* _Material for the task_
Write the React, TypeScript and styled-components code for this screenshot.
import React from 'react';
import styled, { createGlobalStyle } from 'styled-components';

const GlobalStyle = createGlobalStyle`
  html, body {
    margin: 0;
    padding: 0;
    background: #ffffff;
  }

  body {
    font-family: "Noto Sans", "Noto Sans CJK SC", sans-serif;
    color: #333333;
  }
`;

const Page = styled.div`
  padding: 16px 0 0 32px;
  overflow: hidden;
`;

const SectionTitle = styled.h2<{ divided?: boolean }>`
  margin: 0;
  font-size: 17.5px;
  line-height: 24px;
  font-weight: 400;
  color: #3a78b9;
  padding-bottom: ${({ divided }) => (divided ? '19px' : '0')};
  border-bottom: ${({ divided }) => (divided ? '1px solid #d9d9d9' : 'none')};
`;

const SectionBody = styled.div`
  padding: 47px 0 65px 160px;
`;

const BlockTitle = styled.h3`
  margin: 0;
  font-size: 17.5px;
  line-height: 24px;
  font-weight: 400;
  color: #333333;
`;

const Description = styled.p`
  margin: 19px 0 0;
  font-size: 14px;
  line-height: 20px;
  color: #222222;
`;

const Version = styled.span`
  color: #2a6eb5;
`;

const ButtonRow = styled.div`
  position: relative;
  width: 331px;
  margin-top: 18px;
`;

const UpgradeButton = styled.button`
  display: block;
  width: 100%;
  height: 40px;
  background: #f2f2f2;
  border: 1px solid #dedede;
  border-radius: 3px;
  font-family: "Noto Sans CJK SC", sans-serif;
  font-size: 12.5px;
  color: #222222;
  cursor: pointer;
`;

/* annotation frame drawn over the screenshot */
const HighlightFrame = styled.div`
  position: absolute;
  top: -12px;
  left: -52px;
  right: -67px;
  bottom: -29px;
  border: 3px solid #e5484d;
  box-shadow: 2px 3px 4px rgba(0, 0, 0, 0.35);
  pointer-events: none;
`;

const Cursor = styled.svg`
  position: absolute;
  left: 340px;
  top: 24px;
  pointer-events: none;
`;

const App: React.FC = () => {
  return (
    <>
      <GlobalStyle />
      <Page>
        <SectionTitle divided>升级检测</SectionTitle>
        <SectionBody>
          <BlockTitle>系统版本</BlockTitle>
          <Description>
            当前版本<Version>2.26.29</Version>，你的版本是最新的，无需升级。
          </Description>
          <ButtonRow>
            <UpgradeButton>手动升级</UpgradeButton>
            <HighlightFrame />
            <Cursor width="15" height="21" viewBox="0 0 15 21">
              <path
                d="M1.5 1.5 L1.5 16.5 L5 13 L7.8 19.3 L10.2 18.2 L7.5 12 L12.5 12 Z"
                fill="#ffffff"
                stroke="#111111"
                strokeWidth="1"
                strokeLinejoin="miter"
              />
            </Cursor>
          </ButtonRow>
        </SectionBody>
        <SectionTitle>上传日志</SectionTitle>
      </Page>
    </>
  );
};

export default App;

--

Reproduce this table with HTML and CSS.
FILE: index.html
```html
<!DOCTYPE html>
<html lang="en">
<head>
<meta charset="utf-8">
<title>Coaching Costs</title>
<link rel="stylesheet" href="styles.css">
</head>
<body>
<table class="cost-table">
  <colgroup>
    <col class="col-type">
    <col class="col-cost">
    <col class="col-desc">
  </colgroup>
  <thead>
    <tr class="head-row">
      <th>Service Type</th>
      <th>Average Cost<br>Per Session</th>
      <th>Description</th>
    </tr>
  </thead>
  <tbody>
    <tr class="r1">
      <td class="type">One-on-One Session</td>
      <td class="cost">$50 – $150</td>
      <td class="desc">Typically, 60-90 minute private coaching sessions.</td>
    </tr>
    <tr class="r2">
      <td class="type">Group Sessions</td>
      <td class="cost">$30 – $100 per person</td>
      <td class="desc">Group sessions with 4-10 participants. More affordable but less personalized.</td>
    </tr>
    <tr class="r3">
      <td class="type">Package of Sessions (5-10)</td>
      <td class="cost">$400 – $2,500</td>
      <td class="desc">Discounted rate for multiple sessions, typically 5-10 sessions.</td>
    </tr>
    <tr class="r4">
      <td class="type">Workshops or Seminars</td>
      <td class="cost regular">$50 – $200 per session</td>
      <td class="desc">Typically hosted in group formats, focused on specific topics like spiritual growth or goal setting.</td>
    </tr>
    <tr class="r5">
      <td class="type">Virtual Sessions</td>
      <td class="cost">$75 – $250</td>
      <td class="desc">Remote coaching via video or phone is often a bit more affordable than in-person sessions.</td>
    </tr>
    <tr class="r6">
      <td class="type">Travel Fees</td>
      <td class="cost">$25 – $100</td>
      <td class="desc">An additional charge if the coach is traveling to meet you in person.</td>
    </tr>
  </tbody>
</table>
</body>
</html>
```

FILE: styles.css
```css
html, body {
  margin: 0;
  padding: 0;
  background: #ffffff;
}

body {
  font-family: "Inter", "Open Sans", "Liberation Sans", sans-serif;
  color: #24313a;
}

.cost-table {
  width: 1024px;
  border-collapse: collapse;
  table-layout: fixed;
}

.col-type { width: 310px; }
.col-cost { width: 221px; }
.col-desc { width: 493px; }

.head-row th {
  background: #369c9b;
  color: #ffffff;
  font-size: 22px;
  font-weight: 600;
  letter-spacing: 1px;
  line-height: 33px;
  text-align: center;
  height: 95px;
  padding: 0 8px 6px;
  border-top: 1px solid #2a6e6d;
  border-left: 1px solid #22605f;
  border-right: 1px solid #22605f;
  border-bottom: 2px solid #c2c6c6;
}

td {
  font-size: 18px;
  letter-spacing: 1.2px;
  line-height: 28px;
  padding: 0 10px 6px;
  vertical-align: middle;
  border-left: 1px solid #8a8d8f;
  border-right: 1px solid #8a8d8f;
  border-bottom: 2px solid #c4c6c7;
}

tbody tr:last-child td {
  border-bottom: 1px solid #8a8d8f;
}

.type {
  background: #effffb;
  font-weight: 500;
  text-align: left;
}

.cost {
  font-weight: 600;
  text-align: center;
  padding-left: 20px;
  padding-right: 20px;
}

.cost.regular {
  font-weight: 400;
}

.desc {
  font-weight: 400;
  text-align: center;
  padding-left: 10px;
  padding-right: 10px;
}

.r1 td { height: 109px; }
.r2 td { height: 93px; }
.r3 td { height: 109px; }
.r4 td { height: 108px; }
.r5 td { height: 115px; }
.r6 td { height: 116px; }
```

* * *

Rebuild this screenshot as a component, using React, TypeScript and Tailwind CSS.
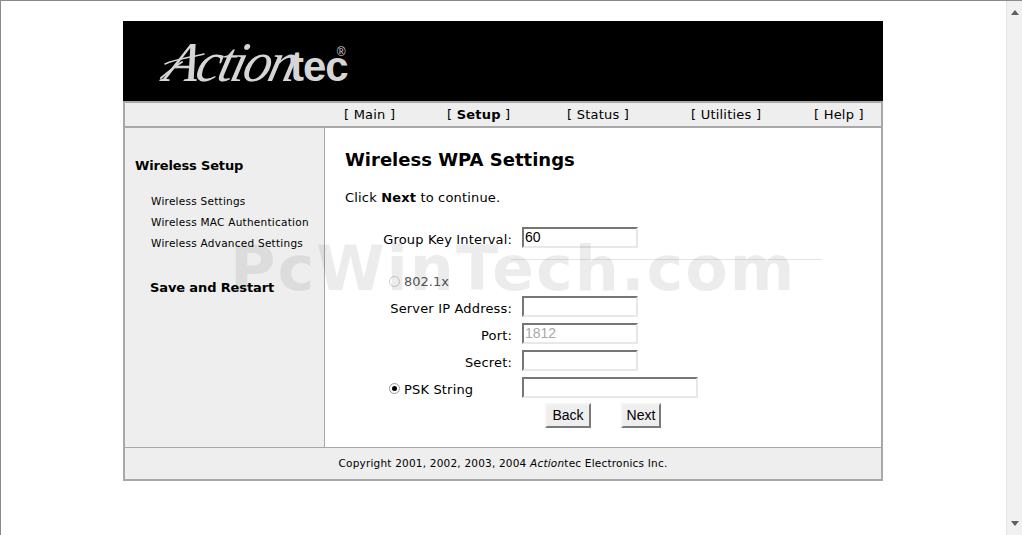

* _Task_
For each line of the entries that includes "with", show that line.

* _Output_
Reproduce this table with HTML and CSS.
      <td class="desc">Group sessions with 4-10 participants. More affordable but less personalized.</td>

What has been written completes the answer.